Task to carry out:
The lines to extract run from the first line of the material below to the line containing "import React from", both included; leave the pictures behind.

>> Start Data

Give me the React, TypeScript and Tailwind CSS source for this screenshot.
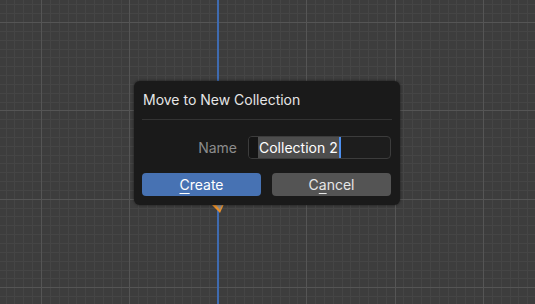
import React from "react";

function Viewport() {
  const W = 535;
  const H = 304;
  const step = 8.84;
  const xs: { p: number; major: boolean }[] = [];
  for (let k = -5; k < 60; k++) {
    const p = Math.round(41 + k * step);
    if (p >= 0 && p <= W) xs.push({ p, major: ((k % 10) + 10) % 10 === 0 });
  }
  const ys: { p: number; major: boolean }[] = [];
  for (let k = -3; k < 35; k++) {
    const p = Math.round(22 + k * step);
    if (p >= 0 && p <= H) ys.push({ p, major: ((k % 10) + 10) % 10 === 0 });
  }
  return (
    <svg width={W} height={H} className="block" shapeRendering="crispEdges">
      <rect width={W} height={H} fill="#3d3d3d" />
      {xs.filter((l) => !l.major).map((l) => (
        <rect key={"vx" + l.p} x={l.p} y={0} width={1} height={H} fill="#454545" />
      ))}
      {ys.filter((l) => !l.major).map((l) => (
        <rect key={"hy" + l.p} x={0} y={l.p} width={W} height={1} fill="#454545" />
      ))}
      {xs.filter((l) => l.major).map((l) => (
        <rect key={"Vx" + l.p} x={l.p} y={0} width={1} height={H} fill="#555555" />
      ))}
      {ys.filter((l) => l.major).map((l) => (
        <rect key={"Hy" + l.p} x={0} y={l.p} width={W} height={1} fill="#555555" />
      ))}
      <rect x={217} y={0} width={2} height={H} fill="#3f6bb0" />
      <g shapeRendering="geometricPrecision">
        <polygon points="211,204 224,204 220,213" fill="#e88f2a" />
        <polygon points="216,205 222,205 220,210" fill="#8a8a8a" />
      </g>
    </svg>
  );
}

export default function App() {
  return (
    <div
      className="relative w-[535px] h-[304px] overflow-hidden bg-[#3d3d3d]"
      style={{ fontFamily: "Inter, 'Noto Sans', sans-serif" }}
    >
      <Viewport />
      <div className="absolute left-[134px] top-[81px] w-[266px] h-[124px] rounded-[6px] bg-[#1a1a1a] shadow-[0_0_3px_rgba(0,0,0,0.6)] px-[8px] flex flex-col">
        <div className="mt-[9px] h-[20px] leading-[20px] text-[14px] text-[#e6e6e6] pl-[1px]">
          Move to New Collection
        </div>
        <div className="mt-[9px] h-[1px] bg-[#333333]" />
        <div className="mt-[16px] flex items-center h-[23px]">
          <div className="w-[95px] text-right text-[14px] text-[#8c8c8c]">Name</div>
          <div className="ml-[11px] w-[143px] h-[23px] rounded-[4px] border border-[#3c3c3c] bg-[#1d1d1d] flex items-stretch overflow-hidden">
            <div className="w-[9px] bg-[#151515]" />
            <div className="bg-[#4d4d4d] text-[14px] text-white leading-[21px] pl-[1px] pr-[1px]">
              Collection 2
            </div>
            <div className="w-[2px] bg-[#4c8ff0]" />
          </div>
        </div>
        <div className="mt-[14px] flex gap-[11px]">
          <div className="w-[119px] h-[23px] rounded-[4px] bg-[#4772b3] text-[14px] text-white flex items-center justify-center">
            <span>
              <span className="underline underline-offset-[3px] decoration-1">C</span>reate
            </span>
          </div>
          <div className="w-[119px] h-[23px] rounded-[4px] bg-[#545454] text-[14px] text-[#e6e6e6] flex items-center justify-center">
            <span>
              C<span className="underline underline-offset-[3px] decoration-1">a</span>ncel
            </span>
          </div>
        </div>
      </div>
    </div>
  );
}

>> End Data

Answer to the problem:
Give me the React, TypeScript and Tailwind CSS source for this screenshot.
import React from "react";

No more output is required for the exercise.